Recorded information:
════════
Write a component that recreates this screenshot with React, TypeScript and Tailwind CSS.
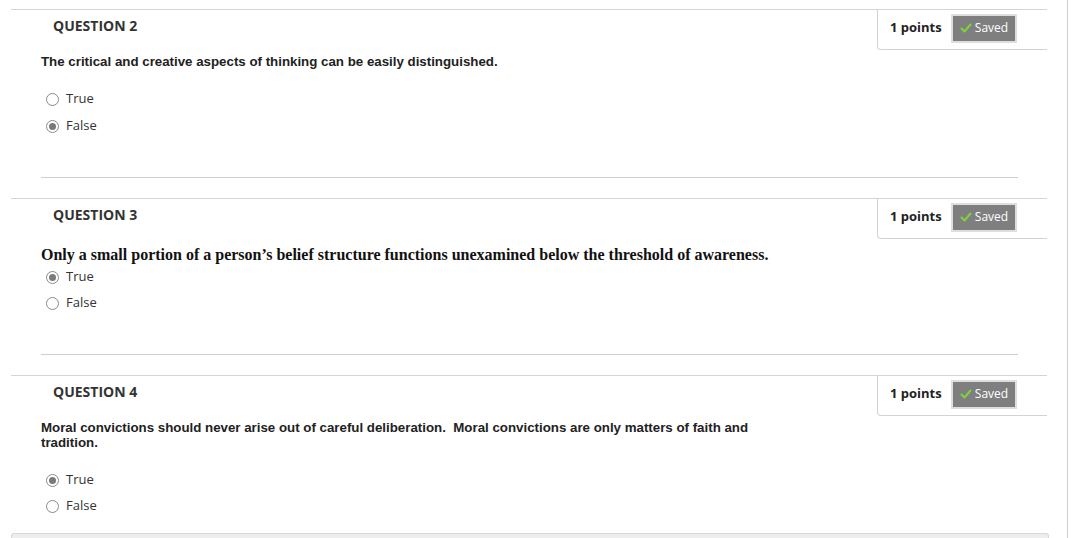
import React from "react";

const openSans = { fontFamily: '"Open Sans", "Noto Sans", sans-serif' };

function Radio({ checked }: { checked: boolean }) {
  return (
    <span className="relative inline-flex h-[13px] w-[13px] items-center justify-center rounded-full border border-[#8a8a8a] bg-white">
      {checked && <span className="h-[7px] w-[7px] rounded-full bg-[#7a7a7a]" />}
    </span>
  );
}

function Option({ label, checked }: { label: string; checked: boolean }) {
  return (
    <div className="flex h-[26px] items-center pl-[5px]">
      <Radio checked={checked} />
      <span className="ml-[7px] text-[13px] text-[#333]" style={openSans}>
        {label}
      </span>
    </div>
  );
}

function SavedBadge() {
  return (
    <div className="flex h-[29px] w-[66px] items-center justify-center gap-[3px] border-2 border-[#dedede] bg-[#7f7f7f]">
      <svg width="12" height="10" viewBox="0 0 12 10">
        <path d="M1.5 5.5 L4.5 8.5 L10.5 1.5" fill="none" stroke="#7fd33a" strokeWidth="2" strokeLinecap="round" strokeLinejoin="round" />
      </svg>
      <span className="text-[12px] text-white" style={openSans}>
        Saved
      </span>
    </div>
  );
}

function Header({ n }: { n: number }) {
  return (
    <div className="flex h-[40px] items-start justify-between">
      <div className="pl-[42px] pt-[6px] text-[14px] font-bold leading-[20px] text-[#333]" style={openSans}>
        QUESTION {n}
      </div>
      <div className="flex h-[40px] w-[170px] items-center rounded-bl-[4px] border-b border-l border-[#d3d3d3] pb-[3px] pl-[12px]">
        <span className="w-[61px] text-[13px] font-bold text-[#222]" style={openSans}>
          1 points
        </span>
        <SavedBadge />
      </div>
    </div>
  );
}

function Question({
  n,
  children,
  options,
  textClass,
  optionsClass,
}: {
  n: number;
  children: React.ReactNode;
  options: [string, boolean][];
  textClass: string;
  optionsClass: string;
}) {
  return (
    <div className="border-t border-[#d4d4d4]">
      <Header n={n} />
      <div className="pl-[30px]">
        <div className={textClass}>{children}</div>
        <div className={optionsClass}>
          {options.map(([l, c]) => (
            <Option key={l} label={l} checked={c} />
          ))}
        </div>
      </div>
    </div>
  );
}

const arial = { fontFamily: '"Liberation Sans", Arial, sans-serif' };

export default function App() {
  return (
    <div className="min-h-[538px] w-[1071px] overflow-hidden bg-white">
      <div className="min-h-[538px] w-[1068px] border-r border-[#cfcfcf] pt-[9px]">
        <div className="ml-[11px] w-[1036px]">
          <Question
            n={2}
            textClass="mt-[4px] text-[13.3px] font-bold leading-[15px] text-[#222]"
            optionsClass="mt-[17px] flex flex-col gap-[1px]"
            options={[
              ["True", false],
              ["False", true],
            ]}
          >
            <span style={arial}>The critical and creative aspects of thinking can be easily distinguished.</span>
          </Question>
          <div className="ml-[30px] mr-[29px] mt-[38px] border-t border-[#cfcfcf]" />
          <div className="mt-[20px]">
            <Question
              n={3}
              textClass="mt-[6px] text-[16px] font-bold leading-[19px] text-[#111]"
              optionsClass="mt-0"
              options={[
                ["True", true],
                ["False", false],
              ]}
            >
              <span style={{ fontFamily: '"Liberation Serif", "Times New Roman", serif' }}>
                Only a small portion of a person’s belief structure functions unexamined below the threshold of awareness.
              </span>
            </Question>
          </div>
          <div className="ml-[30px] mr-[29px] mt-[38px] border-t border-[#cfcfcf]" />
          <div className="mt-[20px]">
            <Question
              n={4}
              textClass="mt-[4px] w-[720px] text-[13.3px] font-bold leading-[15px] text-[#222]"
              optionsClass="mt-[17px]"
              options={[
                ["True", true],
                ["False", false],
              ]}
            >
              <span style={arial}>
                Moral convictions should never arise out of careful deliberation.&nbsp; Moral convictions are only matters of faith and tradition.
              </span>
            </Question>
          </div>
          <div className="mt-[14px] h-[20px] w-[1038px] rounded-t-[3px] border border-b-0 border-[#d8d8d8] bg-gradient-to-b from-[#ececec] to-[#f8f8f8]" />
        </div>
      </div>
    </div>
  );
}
════════
Requirement:
Your copy of the data above should match it exactly, except that pictures are left out.

Final result:
Write a component that recreates this screenshot with React, TypeScript and Tailwind CSS.
import React from "react";

const openSans = { fontFamily: '"Open Sans", "Noto Sans", sans-serif' };

function Radio({ checked }: { checked: boolean }) {
  return (
    <span className="relative inline-flex h-[13px] w-[13px] items-center justify-center rounded-full border border-[#8a8a8a] bg-white">
      {checked && <span className="h-[7px] w-[7px] rounded-full bg-[#7a7a7a]" />}
    </span>
  );
}

function Option({ label, checked }: { label: string; checked: boolean }) {
  return (
    <div className="flex h-[26px] items-center pl-[5px]">
      <Radio checked={checked} />
      <span className="ml-[7px] text-[13px] text-[#333]" style={openSans}>
        {label}
      </span>
    </div>
  );
}

function SavedBadge() {
  return (
    <div className="flex h-[29px] w-[66px] items-center justify-center gap-[3px] border-2 border-[#dedede] bg-[#7f7f7f]">
      <svg width="12" height="10" viewBox="0 0 12 10">
        <path d="M1.5 5.5 L4.5 8.5 L10.5 1.5" fill="none" stroke="#7fd33a" strokeWidth="2" strokeLinecap="round" strokeLinejoin="round" />
      </svg>
      <span className="text-[12px] text-white" style={openSans}>
        Saved
      </span>
    </div>
  );
}

function Header({ n }: { n: number }) {
  return (
    <div className="flex h-[40px] items-start justify-between">
      <div className="pl-[42px] pt-[6px] text-[14px] font-bold leading-[20px] text-[#333]" style={openSans}>
        QUESTION {n}
      </div>
      <div className="flex h-[40px] w-[170px] items-center rounded-bl-[4px] border-b border-l border-[#d3d3d3] pb-[3px] pl-[12px]">
        <span className="w-[61px] text-[13px] font-bold text-[#222]" style={openSans}>
          1 points
        </span>
        <SavedBadge />
      </div>
    </div>
  );
}

function Question({
  n,
  children,
  options,
  textClass,
  optionsClass,
}: {
  n: number;
  children: React.ReactNode;
  options: [string, boolean][];
  textClass: string;
  optionsClass: string;
}) {
  return (
    <div className="border-t border-[#d4d4d4]">
      <Header n={n} />
      <div className="pl-[30px]">
        <div className={textClass}>{children}</div>
        <div className={optionsClass}>
          {options.map(([l, c]) => (
            <Option key={l} label={l} checked={c} />
          ))}
        </div>
      </div>
    </div>
  );
}

const arial = { fontFamily: '"Liberation Sans", Arial, sans-serif' };

export default function App() {
  return (
    <div className="min-h-[538px] w-[1071px] overflow-hidden bg-white">
      <div className="min-h-[538px] w-[1068px] border-r border-[#cfcfcf] pt-[9px]">
        <div className="ml-[11px] w-[1036px]">
          <Question
            n={2}
            textClass="mt-[4px] text-[13.3px] font-bold leading-[15px] text-[#222]"
            optionsClass="mt-[17px] flex flex-col gap-[1px]"
            options={[
              ["True", false],
              ["False", true],
            ]}
          >
            <span style={arial}>The critical and creative aspects of thinking can be easily distinguished.</span>
          </Question>
          <div className="ml-[30px] mr-[29px] mt-[38px] border-t border-[#cfcfcf]" />
          <div className="mt-[20px]">
            <Question
              n={3}
              textClass="mt-[6px] text-[16px] font-bold leading-[19px] text-[#111]"
              optionsClass="mt-0"
              options={[
                ["True", true],
                ["False", false],
              ]}
            >
              <span style={{ fontFamily: '"Liberation Serif", "Times New Roman", serif' }}>
                Only a small portion of a person’s belief structure functions unexamined below the threshold of awareness.
              </span>
            </Question>
          </div>
          <div className="ml-[30px] mr-[29px] mt-[38px] border-t border-[#cfcfcf]" />
          <div className="mt-[20px]">
            <Question
              n={4}
              textClass="mt-[4px] w-[720px] text-[13.3px] font-bold leading-[15px] text-[#222]"
              optionsClass="mt-[17px]"
              options={[
                ["True", true],
                ["False", false],
              ]}
            >
              <span style={arial}>
                Moral convictions should never arise out of careful deliberation.&nbsp; Moral convictions are only matters of faith and tradition.
              </span>
            </Question>
          </div>
          <div className="mt-[14px] h-[20px] w-[1038px] rounded-t-[3px] border border-b-0 border-[#d8d8d8] bg-gradient-to-b from-[#ececec] to-[#f8f8f8]" />
        </div>
      </div>
    </div>
  );
}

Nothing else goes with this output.